Critique - Spectacle musical - Avignon Off
La Framboise frivole fête son centenaire
Elle a toujours toutes ses dents
Par Michel VOITURIER

Un concert de Peter Hens au violoncelle et Bart Van Caenegem au piano, ce n’est jamais triste. Et c’est avant-goût de ce que deviendra plus tard l’hommage vivant complet qu’ils se préparent pour eux-mêmes et pour les fêtes de fin d’année. Car ceci n’est qu’un début, format condensé selon les normes du off d’Avignon.
On connaît la formule des deux acolytes (et si on ne la connaît pas, on a tôt fait d’y adhérer) qui adorent mélanger les genres en paroles et en musiques. D’abord, ce sont des Belges néerlandophones qui concoctent des jeux de mots en français et entonnent aussi en anglais sans compter qu’ils ont à leur actif des récitals en italien et en allemand. Ensuite ils jouent des morceaux de n’importe quel siècle, chantent des chants classiques ou des chansonnettes de variétés, voire des standards de jazz.
Le tout malicieusement (car la Framboise peut être narquoise) enchevêtré puisque dans la majorité des cas, les auditeurs ne se rendent pas immédiatement compte qu’ils sont passés d’une symphonie à une valse (issue du « Manuel Valls »), d’une cantate à un refrain de hit parade, d’un air d’opéra à une chanson enfantine populaire, d’un sirtaki à une farandole.
Nos deux virtuoses sont en premier lieu des spécialistes de l’autodérision (ils sont Belges, donc…). Avec un flegme tout britannique (ils restent Européens, eux), ils sont susceptibles de vous convaincre de l’impossible (encore que ça, ce n’est pas français) et, de toute façon, personne n’aura le temps de réfléchir (y a-t-il vraiment un étroit rapport entre râpe, rap et rapsodie ?).
Il faut bien constater que ni Peter ni Bart ne laissent personne souffler (probablement parce qu’ils n’utilisent pas d’instruments à vent) tant le rythme du spectacle est vertigineux. Déjà, enjamber les époques, transgresser les genres, ça fait tourner la tête ! Alors quand ça cavalcade, ça sarabande, ça pêle-mêle ou ça pot-pourri, nul temps se demander si les oreilles ont bien entendu ce qu’elles ont cru entendre.

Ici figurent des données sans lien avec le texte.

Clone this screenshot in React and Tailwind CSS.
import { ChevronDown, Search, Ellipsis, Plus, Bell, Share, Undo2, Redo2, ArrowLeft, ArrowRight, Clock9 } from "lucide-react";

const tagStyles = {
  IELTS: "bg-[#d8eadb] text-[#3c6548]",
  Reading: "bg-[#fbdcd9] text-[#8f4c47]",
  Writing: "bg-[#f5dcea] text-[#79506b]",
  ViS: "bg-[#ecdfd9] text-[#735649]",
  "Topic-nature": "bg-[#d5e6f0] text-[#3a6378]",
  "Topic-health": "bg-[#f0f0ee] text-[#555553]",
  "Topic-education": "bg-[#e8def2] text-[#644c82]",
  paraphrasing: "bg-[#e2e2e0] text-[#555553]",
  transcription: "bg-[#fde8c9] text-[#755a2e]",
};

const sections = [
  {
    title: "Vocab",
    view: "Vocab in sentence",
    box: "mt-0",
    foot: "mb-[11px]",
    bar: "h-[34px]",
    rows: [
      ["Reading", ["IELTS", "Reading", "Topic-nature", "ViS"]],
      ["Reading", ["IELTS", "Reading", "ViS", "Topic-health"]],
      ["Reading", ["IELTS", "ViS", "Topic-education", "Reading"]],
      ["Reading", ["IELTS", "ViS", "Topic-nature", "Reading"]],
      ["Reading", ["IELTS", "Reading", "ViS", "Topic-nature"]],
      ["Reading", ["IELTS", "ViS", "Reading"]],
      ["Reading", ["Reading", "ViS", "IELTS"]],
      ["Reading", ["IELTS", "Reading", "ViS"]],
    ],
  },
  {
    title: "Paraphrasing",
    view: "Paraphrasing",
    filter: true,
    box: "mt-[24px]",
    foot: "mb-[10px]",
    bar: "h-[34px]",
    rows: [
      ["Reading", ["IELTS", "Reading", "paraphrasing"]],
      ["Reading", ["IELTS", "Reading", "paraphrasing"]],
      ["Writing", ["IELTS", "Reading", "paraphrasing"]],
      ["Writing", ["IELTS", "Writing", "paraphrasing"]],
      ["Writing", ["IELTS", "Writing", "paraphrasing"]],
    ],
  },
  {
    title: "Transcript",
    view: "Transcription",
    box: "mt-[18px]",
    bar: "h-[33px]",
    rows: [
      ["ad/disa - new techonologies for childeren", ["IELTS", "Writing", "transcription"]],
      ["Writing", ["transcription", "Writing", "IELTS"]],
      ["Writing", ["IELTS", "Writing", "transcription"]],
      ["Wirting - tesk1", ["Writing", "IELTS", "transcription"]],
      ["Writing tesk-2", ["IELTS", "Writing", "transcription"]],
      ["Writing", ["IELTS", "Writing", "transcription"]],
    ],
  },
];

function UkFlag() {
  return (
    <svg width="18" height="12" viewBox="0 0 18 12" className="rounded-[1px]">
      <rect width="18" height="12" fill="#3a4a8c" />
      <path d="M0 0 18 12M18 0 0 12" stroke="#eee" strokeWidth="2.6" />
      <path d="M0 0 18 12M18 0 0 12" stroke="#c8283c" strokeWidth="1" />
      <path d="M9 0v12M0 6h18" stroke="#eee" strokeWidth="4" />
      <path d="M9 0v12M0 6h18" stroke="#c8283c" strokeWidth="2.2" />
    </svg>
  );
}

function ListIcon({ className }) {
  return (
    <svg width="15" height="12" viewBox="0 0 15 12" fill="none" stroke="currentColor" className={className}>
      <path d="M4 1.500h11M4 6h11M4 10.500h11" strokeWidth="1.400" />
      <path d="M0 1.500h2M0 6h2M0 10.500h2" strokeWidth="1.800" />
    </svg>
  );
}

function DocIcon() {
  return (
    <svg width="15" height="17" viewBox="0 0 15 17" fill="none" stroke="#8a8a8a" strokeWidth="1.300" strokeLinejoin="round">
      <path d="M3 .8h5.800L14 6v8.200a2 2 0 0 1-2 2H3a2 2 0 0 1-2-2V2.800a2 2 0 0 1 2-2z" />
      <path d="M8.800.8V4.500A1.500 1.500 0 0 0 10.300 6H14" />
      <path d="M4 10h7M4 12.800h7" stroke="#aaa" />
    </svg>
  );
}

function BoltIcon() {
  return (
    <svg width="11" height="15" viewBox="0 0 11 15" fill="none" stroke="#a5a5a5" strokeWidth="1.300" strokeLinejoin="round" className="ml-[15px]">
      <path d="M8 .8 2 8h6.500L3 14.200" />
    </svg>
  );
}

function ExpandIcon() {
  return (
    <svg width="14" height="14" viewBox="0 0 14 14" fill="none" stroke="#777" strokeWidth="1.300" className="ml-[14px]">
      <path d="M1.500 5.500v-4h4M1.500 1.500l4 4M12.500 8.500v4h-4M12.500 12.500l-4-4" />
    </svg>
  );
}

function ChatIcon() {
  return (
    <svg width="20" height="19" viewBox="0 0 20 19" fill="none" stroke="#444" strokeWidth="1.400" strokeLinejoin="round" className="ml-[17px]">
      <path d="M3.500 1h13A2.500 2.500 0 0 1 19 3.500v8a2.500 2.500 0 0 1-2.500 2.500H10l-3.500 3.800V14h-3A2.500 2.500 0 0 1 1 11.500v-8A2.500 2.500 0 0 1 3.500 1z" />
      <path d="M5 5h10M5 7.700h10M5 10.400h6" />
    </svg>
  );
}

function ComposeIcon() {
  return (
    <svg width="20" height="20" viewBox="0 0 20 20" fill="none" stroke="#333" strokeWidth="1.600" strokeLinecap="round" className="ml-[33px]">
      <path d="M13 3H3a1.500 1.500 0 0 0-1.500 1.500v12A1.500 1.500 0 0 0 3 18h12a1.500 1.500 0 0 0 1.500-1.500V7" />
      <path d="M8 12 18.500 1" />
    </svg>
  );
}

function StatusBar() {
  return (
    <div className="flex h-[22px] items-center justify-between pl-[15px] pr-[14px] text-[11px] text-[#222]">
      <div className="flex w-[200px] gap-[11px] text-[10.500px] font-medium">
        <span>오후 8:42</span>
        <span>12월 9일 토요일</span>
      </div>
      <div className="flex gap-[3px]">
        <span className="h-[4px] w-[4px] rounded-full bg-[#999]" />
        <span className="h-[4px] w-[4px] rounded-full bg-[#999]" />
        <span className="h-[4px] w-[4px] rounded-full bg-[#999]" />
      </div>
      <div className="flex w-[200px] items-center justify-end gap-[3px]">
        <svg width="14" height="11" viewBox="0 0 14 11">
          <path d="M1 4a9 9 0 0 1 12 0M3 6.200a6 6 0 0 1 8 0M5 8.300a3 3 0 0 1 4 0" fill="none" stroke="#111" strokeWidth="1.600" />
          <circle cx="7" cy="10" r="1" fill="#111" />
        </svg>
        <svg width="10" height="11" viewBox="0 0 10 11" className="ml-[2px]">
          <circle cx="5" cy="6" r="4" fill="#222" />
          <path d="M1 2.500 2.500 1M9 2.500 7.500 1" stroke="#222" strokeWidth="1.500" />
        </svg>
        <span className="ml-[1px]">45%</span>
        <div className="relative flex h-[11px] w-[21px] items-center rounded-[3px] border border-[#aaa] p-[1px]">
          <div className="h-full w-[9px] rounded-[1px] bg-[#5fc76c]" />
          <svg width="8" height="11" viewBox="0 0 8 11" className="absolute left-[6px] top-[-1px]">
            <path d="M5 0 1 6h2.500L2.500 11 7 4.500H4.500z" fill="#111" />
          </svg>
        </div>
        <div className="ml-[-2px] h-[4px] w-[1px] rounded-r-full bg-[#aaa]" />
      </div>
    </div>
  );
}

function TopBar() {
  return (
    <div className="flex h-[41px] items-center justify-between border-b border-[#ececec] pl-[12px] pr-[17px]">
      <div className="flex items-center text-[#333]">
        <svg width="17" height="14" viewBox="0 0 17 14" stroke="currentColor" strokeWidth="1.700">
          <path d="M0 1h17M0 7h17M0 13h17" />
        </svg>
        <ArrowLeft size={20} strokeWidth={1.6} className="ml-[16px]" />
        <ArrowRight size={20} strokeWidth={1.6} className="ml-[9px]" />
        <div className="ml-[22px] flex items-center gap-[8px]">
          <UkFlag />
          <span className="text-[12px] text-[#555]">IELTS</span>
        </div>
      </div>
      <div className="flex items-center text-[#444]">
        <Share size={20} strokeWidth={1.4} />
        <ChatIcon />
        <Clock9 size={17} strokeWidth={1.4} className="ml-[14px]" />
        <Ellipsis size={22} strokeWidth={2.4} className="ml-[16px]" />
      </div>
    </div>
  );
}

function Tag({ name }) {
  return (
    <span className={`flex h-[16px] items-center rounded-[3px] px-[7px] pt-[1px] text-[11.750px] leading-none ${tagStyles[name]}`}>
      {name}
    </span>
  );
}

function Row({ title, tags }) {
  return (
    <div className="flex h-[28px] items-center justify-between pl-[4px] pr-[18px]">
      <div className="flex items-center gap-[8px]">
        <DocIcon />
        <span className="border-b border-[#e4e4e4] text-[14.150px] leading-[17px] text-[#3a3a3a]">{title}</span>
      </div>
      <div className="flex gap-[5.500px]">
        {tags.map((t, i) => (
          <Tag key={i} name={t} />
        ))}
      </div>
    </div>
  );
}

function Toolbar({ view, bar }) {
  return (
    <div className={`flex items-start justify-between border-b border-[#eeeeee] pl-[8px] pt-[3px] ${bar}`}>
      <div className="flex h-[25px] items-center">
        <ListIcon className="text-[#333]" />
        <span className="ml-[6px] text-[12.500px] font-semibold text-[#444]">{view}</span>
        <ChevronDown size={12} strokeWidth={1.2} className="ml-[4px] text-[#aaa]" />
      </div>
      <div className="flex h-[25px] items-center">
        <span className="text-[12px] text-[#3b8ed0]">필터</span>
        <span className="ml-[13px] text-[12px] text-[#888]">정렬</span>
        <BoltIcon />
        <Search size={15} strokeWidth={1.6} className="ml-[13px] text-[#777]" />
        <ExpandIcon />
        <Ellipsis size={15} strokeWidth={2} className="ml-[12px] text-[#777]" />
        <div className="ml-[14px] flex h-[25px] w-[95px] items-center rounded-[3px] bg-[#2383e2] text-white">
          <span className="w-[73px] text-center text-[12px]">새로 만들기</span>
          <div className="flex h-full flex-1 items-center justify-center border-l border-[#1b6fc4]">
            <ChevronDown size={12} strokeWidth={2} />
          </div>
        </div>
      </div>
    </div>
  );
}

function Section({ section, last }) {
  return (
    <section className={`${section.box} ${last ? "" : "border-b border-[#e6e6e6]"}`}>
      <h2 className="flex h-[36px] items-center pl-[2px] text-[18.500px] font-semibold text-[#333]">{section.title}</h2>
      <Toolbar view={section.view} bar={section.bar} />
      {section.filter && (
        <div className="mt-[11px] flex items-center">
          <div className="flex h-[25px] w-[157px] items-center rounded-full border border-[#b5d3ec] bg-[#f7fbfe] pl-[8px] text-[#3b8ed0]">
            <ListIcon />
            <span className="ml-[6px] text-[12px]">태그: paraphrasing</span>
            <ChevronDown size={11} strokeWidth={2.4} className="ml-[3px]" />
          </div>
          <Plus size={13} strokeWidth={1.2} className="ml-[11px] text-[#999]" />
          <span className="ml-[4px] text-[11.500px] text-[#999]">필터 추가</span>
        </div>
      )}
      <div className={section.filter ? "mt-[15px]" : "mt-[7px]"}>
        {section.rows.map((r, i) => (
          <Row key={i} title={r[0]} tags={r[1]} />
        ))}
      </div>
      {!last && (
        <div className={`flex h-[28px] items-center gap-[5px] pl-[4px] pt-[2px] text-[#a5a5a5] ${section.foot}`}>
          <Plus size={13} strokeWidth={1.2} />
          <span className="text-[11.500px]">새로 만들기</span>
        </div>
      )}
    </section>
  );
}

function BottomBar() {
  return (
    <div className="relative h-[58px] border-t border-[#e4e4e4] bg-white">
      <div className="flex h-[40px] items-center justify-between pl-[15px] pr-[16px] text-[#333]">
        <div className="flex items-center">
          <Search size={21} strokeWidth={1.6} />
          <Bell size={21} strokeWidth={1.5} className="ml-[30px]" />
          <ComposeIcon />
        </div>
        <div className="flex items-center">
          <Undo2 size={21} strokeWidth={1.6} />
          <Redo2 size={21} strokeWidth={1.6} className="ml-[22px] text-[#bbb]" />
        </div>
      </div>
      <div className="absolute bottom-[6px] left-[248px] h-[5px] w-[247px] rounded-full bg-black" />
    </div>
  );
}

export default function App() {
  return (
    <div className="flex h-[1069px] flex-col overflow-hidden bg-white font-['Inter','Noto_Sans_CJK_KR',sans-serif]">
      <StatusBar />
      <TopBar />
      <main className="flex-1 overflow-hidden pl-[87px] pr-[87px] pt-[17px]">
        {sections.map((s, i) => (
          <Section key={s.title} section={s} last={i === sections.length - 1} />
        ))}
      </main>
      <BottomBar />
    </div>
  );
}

D’autant que le lien qui parcourt cet ensemble hétéroclite et cohérent ce sont des anecdotes où le fictif est jumeau du réel. Ainsi ce rappel permanent des influences de Léonard de Vinci à travers les siècles. Ainsi cet épisode méconnu du bal organisé par l’actuel roi Philippe de Belgique pour présenter sa future épouse Mathilde (revenue grâce à Jacques Brel) au palais royal de Bruxelles. Ainsi cette démonstration irrécusable de la musicalité intrinsèque de la langue française, exemples à l’appui. Ainsi l’expérience d’un éclairage scénique totalement écologique qui prouve sans conteste que ces musiciens-là sont des lumières.
Bref, Peter Hens et Bart Van Caenegem font la paire. Ils jouent, chantent, gesticulent, racontent, trouvant rapidement une complicité avec le public très proche de leur propre complicité. Leur présence est sans faille. Leur talent partagé. Leur démarche déridante. Bis, s’il vous plaît, bis. Et même ter.